▸ WHAT YOU WILL DO:
Word for word, quote all of the material, omitting the pictures.

▸ GIVEN MATERIAL:

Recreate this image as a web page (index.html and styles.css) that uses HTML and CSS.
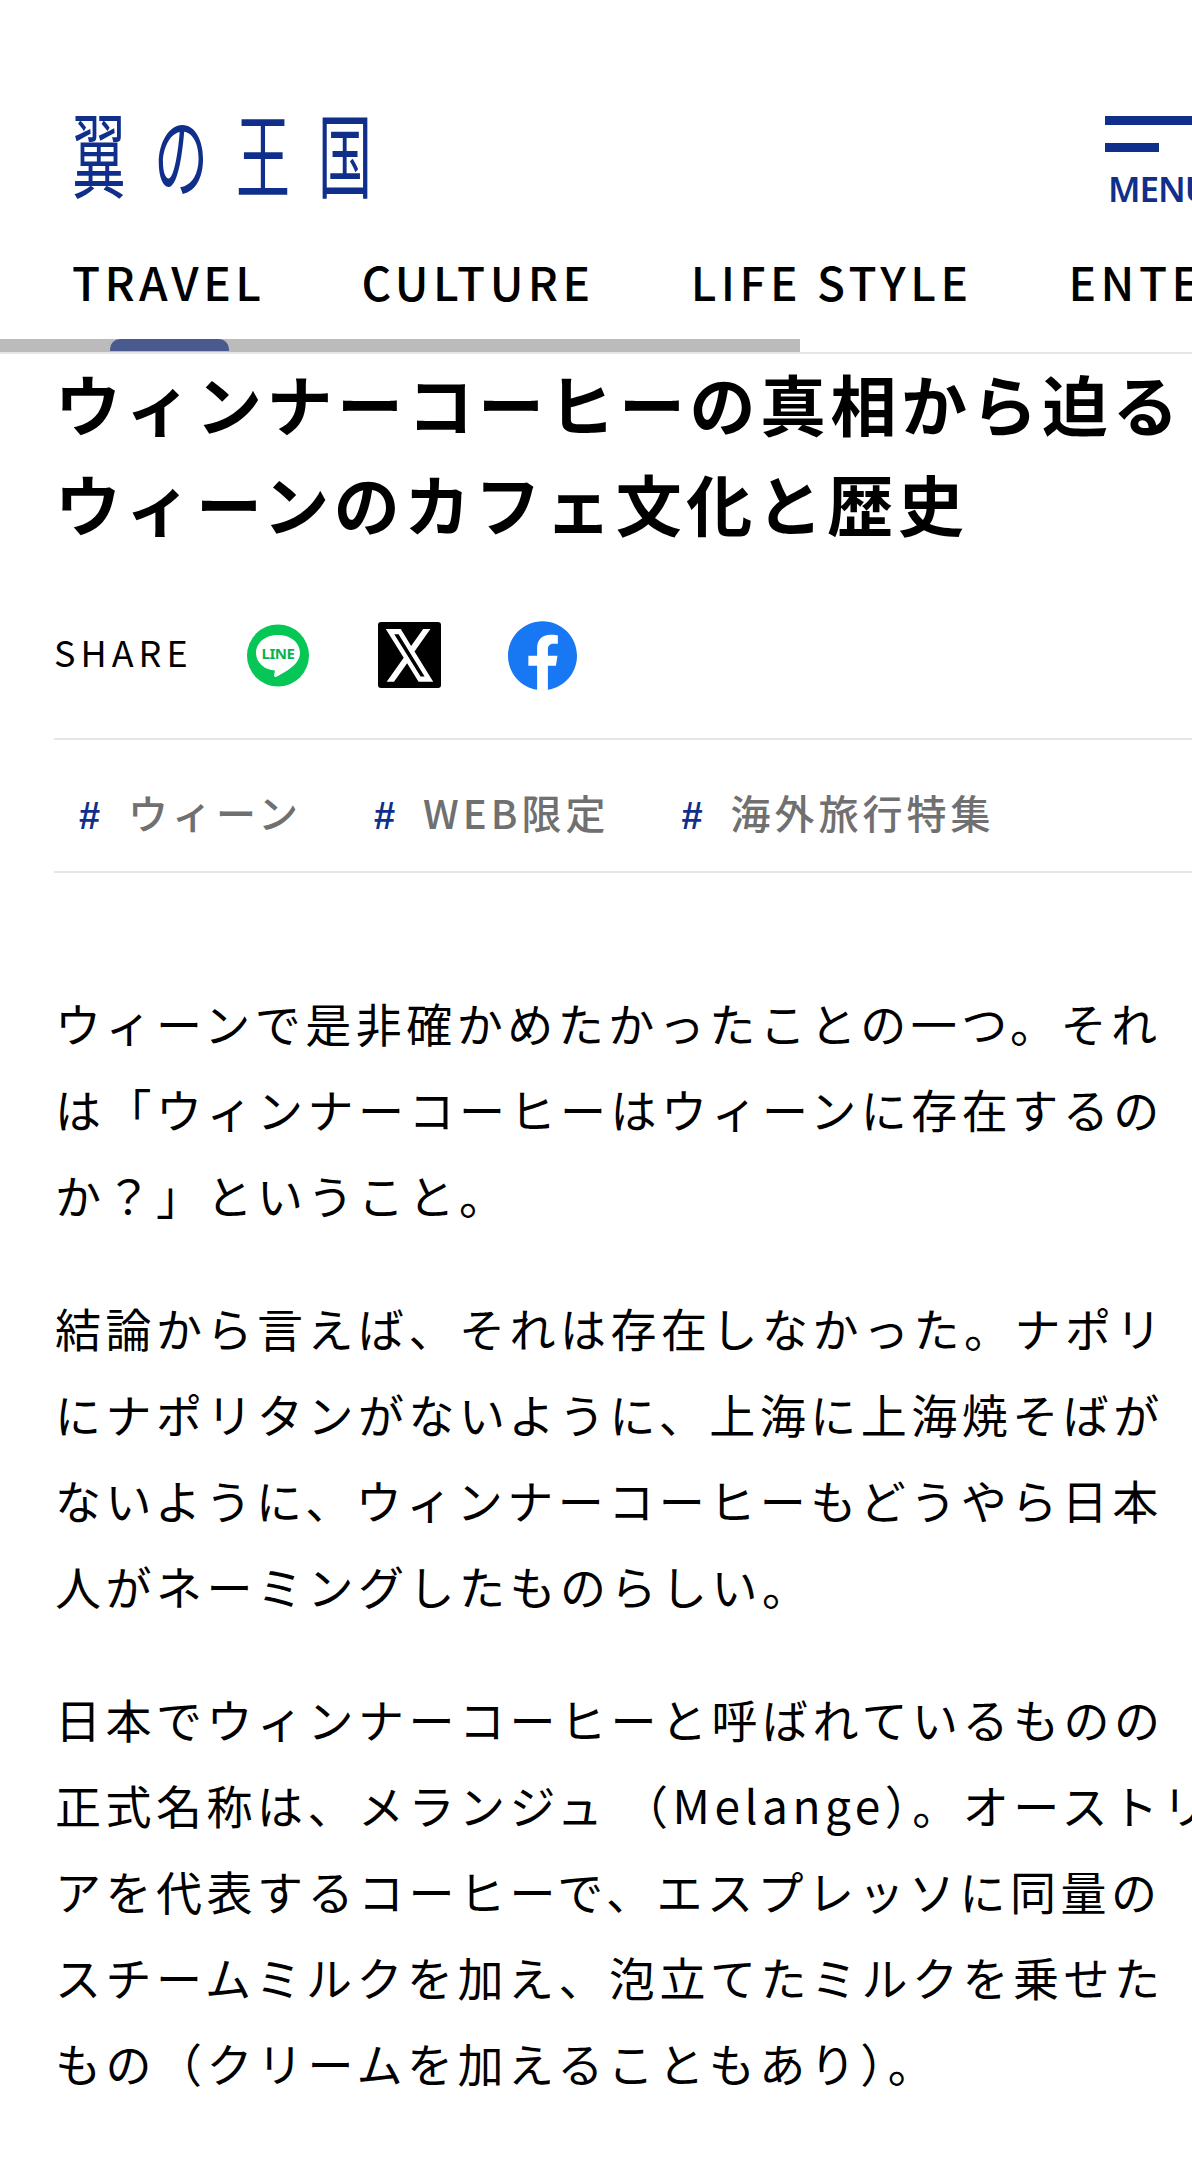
FILE: index.html
```html
<!DOCTYPE html>
<html lang="ja">
<head>
    <meta charset="UTF-8">
    <meta name="viewport" content="width=device-width, initial-scale=1.0">
    <title>ウィンナーコーヒーの真相から迫るウィーンのカフェ文化と歴史</title>
    <link rel="stylesheet" href="styles.css">
</head>
<body>

    <header class="site-header">
        <div class="logo-row">
            <a class="logo" href="#">翼の王国</a>
            <div class="menu-button">
                <span class="menu-bar"></span>
                <span class="menu-bar short"></span>
                <span class="menu-label">MENU</span>
            </div>
        </div>
        <nav class="main-nav">
            <a href="#">TRAVEL</a>
            <a href="#">CULTURE</a>
            <a href="#">LIFE STYLE</a>
            <a href="#">ENTERTAINMENT</a>
        </nav>
        <div class="nav-track"><span class="nav-thumb"></span></div>
    </header>

    <main class="article">
        <h1>ウィンナーコーヒーの真相から迫る<br>ウィーンのカフェ文化と歴史</h1>

        <div class="share">
            <span class="share-label">SHARE</span>
            <!-- LINE -->
            <a class="share-icon line" href="#">
                <svg viewBox="0 0 62 63" width="62" height="63">
                    <circle cx="31" cy="31.500" r="31" fill="#06c755"/>
                    <path d="M31 11C18.500 11 9 18.500 9 29c0 10 9 17 19 17.500l-1 5c0 1.500 1.500 1.800 3 1 5-3 23-11 23-23.500C53 18.500 43.500 11 31 11z" fill="#fff"/>
                    <text x="31" y="35" text-anchor="middle" class="line-text">LINE</text>
                </svg>
            </a>
            <!-- X -->
            <a class="share-icon x" href="#">
                <svg viewBox="0 0 63 66" width="63" height="66">
                    <rect width="63" height="66" rx="3" fill="#000"/>
                    <path transform="translate(5 1) scale(2.200 2.700)" d="M18.244 2.250h3.308l-7.227 8.260 8.502 11.240H16.170l-5.214-6.817L4.990 21.750H1.680l7.730-8.835L1.254 2.250H8.080l4.713 6.231zm-1.161 17.520h1.833L7.084 4.126H5.117z" fill="#fff"/>
                </svg>
            </a>
            <!-- Facebook -->
            <a class="share-icon fb" href="#">
                <svg viewBox="0 0 24 24" preserveAspectRatio="none" width="69" height="69">
                    <path d="M24 12.073c0-6.627-5.373-12-12-12s-12 5.373-12 12c0 5.990 4.388 10.954 10.125 11.854v-8.385H7.078v-3.470h3.047V9.430c0-3.007 1.792-4.669 4.533-4.669 1.312 0 2.686.235 2.686.235v2.953H15.830c-1.491 0-1.956.925-1.956 1.874v2.250h3.328l-.532 3.470h-2.796v8.385C19.612 23.027 24 18.062 24 12.073z" fill="#1877f2"/>
                </svg>
            </a>
        </div>

        <ul class="tags">
            <li><span class="hash">#</span><a href="#">ウィーン</a></li>
            <li><span class="hash">#</span><a href="#">WEB限定</a></li>
            <li><span class="hash">#</span><a href="#">海外旅行特集</a></li>
        </ul>

        <div class="article-body">
            <p>ウィーンで是非確かめたかったことの一つ。それ<br>は「ウィンナーコーヒーはウィーンに存在するの<br>か？」ということ。</p>
            <p>結論から言えば、それは存在しなかった。ナポリ<br>にナポリタンがないように、上海に上海焼そばが<br>ないように、ウィンナーコーヒーもどうやら日本<br>人がネーミングしたものらしい。</p>
            <p>日本でウィンナーコーヒーと呼ばれているものの<br>正式名称は、メランジュ （Melange）。オーストリ<br>アを代表するコーヒーで、エスプレッソに同量の<br>スチームミルクを加え、泡立てたミルクを乗せた<br>もの（クリームを加えることもあり）。</p>
        </div>
    </main>

</body>
</html>
```

FILE: styles.css
```css
html, body {
    margin: 0;
    padding: 0;
    background: #fff;
    overflow: hidden;
}

body {
    width: 1192px;
    height: 2177px;
    font-family: "Noto Sans CJK JP", "Noto Sans", sans-serif;
    color: #000;
}

a {
    color: inherit;
    text-decoration: none;
}

/* Header */
.site-header {
    padding-top: 116px;
    border-bottom: 2px solid #e6e6e6;
}

.logo-row {
    display: flex;
    justify-content: space-between;
    padding-left: 72px;
    height: 124px;
}

.logo {
    display: block;
    height: 84px;
    font-size: 54px;
    line-height: 84px;
    letter-spacing: 28px;
    color: #102f8a;
    font-weight: 400;
    white-space: nowrap;
    transform: translateY(-6px) scaleY(1.7);
    transform-origin: left center;
}

.menu-button {
    width: 87px;
    overflow: hidden;
}

.menu-bar {
    display: block;
    height: 9px;
    margin-bottom: 18px;
    background-color: #102f8a;
}

.menu-bar.short {
    width: 54px;
}

.menu-label {
    display: block;
    margin-left: 3px;
    font-family: "Noto Sans", sans-serif;
    font-size: 35px;
    line-height: 38px;
    font-weight: 600;
    letter-spacing: -1px;
    color: #102f8a;
    white-space: nowrap;
}

.main-nav {
    display: flex;
    gap: 96px;
    padding: 8px 0 0 72px;
    height: 91px;
    font-size: 46px;
    line-height: 66px;
    font-weight: 500;
    letter-spacing: 4.500px;
    white-space: nowrap;
}

.nav-track {
    width: 800px;
    height: 13px;
    background-color: #bbb;
    position: relative;
}

.nav-thumb {
    position: absolute;
    left: 110px;
    top: 0;
    width: 119px;
    height: 12px;
    background-color: #4a5a8f;
    border-radius: 10px 10px 0 0;
}

/* Article */
.article {
    padding-left: 55px;
    width: 1150px;
}

h1 {
    margin: -2px 0 0;
    font-size: 66px;
    line-height: 100px;
    font-weight: 700;
    letter-spacing: 4.500px;
    white-space: nowrap;
}

.share {
    display: flex;
    align-items: center;
    margin-top: 63px;
    margin-left: -1px;
    height: 80px;
}

.share-label {
    width: 193px;
    margin-bottom: 8px;
    font-size: 36px;
    letter-spacing: 5px;
}

.share-icon {
    display: block;
}

.share-icon svg {
    display: block;
}

.share-icon.line {
    width: 131px;
}

.share-icon.x {
    width: 130px;
}

.line-text {
    font-family: "Noto Sans", sans-serif;
    font-size: 15px;
    font-weight: 700;
    letter-spacing: -0.500px;
    fill: #06b350;
}

.tags {
    display: flex;
    list-style: none;
    margin: 43px 0 0 -1px;
    padding: 12px 0 0 25px;
    width: 1200px;
    height: 119px;
    align-items: center;
    gap: 72px;
    font-size: 40px;
    font-weight: 500;
    letter-spacing: 4px;
    color: #707070;
    border-top: 2px solid #e6e6e6;
    border-bottom: 2px solid #e6e6e6;
}

.tags .hash {
    display: inline-block;
    width: 49px;
    color: #102f8a;
    font-family: "Liberation Sans", sans-serif;
    font-size: 38px;
    font-weight: 700;
    letter-spacing: 0;
}

.article-body {
    margin-top: 106px;
    font-size: 46px;
    line-height: 86px;
    letter-spacing: 4.500px;
    white-space: nowrap;
}

.article-body p {
    margin: 0 0 47px;
}
```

▸ COMPLETE OUTPUT:
Recreate this image as a web page (index.html and styles.css) that uses HTML and CSS.
FILE: index.html
```html
<!DOCTYPE html>
<html lang="ja">
<head>
    <meta charset="UTF-8">
    <meta name="viewport" content="width=device-width, initial-scale=1.0">
    <title>ウィンナーコーヒーの真相から迫るウィーンのカフェ文化と歴史</title>
    <link rel="stylesheet" href="styles.css">
</head>
<body>

    <header class="site-header">
        <div class="logo-row">
            <a class="logo" href="#">翼の王国</a>
            <div class="menu-button">
                <span class="menu-bar"></span>
                <span class="menu-bar short"></span>
                <span class="menu-label">MENU</span>
            </div>
        </div>
        <nav class="main-nav">
            <a href="#">TRAVEL</a>
            <a href="#">CULTURE</a>
            <a href="#">LIFE STYLE</a>
            <a href="#">ENTERTAINMENT</a>
        </nav>
        <div class="nav-track"><span class="nav-thumb"></span></div>
    </header>

    <main class="article">
        <h1>ウィンナーコーヒーの真相から迫る<br>ウィーンのカフェ文化と歴史</h1>

        <div class="share">
            <span class="share-label">SHARE</span>
            <!-- LINE -->
            <a class="share-icon line" href="#">
                <svg viewBox="0 0 62 63" width="62" height="63">
                    <circle cx="31" cy="31.500" r="31" fill="#06c755"/>
                    <path d="M31 11C18.500 11 9 18.500 9 29c0 10 9 17 19 17.500l-1 5c0 1.500 1.500 1.800 3 1 5-3 23-11 23-23.500C53 18.500 43.500 11 31 11z" fill="#fff"/>
                    <text x="31" y="35" text-anchor="middle" class="line-text">LINE</text>
                </svg>
            </a>
            <!-- X -->
            <a class="share-icon x" href="#">
                <svg viewBox="0 0 63 66" width="63" height="66">
                    <rect width="63" height="66" rx="3" fill="#000"/>
                    <path transform="translate(5 1) scale(2.200 2.700)" d="M18.244 2.250h3.308l-7.227 8.260 8.502 11.240H16.170l-5.214-6.817L4.990 21.750H1.680l7.730-8.835L1.254 2.250H8.080l4.713 6.231zm-1.161 17.520h1.833L7.084 4.126H5.117z" fill="#fff"/>
                </svg>
            </a>
            <!-- Facebook -->
            <a class="share-icon fb" href="#">
                <svg viewBox="0 0 24 24" preserveAspectRatio="none" width="69" height="69">
                    <path d="M24 12.073c0-6.627-5.373-12-12-12s-12 5.373-12 12c0 5.990 4.388 10.954 10.125 11.854v-8.385H7.078v-3.470h3.047V9.430c0-3.007 1.792-4.669 4.533-4.669 1.312 0 2.686.235 2.686.235v2.953H15.830c-1.491 0-1.956.925-1.956 1.874v2.250h3.328l-.532 3.470h-2.796v8.385C19.612 23.027 24 18.062 24 12.073z" fill="#1877f2"/>
                </svg>
            </a>
        </div>

        <ul class="tags">
            <li><span class="hash">#</span><a href="#">ウィーン</a></li>
            <li><span class="hash">#</span><a href="#">WEB限定</a></li>
            <li><span class="hash">#</span><a href="#">海外旅行特集</a></li>
        </ul>

        <div class="article-body">
            <p>ウィーンで是非確かめたかったことの一つ。それ<br>は「ウィンナーコーヒーはウィーンに存在するの<br>か？」ということ。</p>
            <p>結論から言えば、それは存在しなかった。ナポリ<br>にナポリタンがないように、上海に上海焼そばが<br>ないように、ウィンナーコーヒーもどうやら日本<br>人がネーミングしたものらしい。</p>
            <p>日本でウィンナーコーヒーと呼ばれているものの<br>正式名称は、メランジュ （Melange）。オーストリ<br>アを代表するコーヒーで、エスプレッソに同量の<br>スチームミルクを加え、泡立てたミルクを乗せた<br>もの（クリームを加えることもあり）。</p>
        </div>
    </main>

</body>
</html>
```

FILE: styles.css
```css
html, body {
    margin: 0;
    padding: 0;
    background: #fff;
    overflow: hidden;
}

body {
    width: 1192px;
    height: 2177px;
    font-family: "Noto Sans CJK JP", "Noto Sans", sans-serif;
    color: #000;
}

a {
    color: inherit;
    text-decoration: none;
}

/* Header */
.site-header {
    padding-top: 116px;
    border-bottom: 2px solid #e6e6e6;
}

.logo-row {
    display: flex;
    justify-content: space-between;
    padding-left: 72px;
    height: 124px;
}

.logo {
    display: block;
    height: 84px;
    font-size: 54px;
    line-height: 84px;
    letter-spacing: 28px;
    color: #102f8a;
    font-weight: 400;
    white-space: nowrap;
    transform: translateY(-6px) scaleY(1.7);
    transform-origin: left center;
}

.menu-button {
    width: 87px;
    overflow: hidden;
}

.menu-bar {
    display: block;
    height: 9px;
    margin-bottom: 18px;
    background-color: #102f8a;
}

.menu-bar.short {
    width: 54px;
}

.menu-label {
    display: block;
    margin-left: 3px;
    font-family: "Noto Sans", sans-serif;
    font-size: 35px;
    line-height: 38px;
    font-weight: 600;
    letter-spacing: -1px;
    color: #102f8a;
    white-space: nowrap;
}

.main-nav {
    display: flex;
    gap: 96px;
    padding: 8px 0 0 72px;
    height: 91px;
    font-size: 46px;
    line-height: 66px;
    font-weight: 500;
    letter-spacing: 4.500px;
    white-space: nowrap;
}

.nav-track {
    width: 800px;
    height: 13px;
    background-color: #bbb;
    position: relative;
}

.nav-thumb {
    position: absolute;
    left: 110px;
    top: 0;
    width: 119px;
    height: 12px;
    background-color: #4a5a8f;
    border-radius: 10px 10px 0 0;
}

/* Article */
.article {
    padding-left: 55px;
    width: 1150px;
}

h1 {
    margin: -2px 0 0;
    font-size: 66px;
    line-height: 100px;
    font-weight: 700;
    letter-spacing: 4.500px;
    white-space: nowrap;
}

.share {
    display: flex;
    align-items: center;
    margin-top: 63px;
    margin-left: -1px;
    height: 80px;
}

.share-label {
    width: 193px;
    margin-bottom: 8px;
    font-size: 36px;
    letter-spacing: 5px;
}

.share-icon {
    display: block;
}

.share-icon svg {
    display: block;
}

.share-icon.line {
    width: 131px;
}

.share-icon.x {
    width: 130px;
}

.line-text {
    font-family: "Noto Sans", sans-serif;
    font-size: 15px;
    font-weight: 700;
    letter-spacing: -0.500px;
    fill: #06b350;
}

.tags {
    display: flex;
    list-style: none;
    margin: 43px 0 0 -1px;
    padding: 12px 0 0 25px;
    width: 1200px;
    height: 119px;
    align-items: center;
    gap: 72px;
    font-size: 40px;
    font-weight: 500;
    letter-spacing: 4px;
    color: #707070;
    border-top: 2px solid #e6e6e6;
    border-bottom: 2px solid #e6e6e6;
}

.tags .hash {
    display: inline-block;
    width: 49px;
    color: #102f8a;
    font-family: "Liberation Sans", sans-serif;
    font-size: 38px;
    font-weight: 700;
    letter-spacing: 0;
}

.article-body {
    margin-top: 106px;
    font-size: 46px;
    line-height: 86px;
    letter-spacing: 4.500px;
    white-space: nowrap;
}

.article-body p {
    margin: 0 0 47px;
}
```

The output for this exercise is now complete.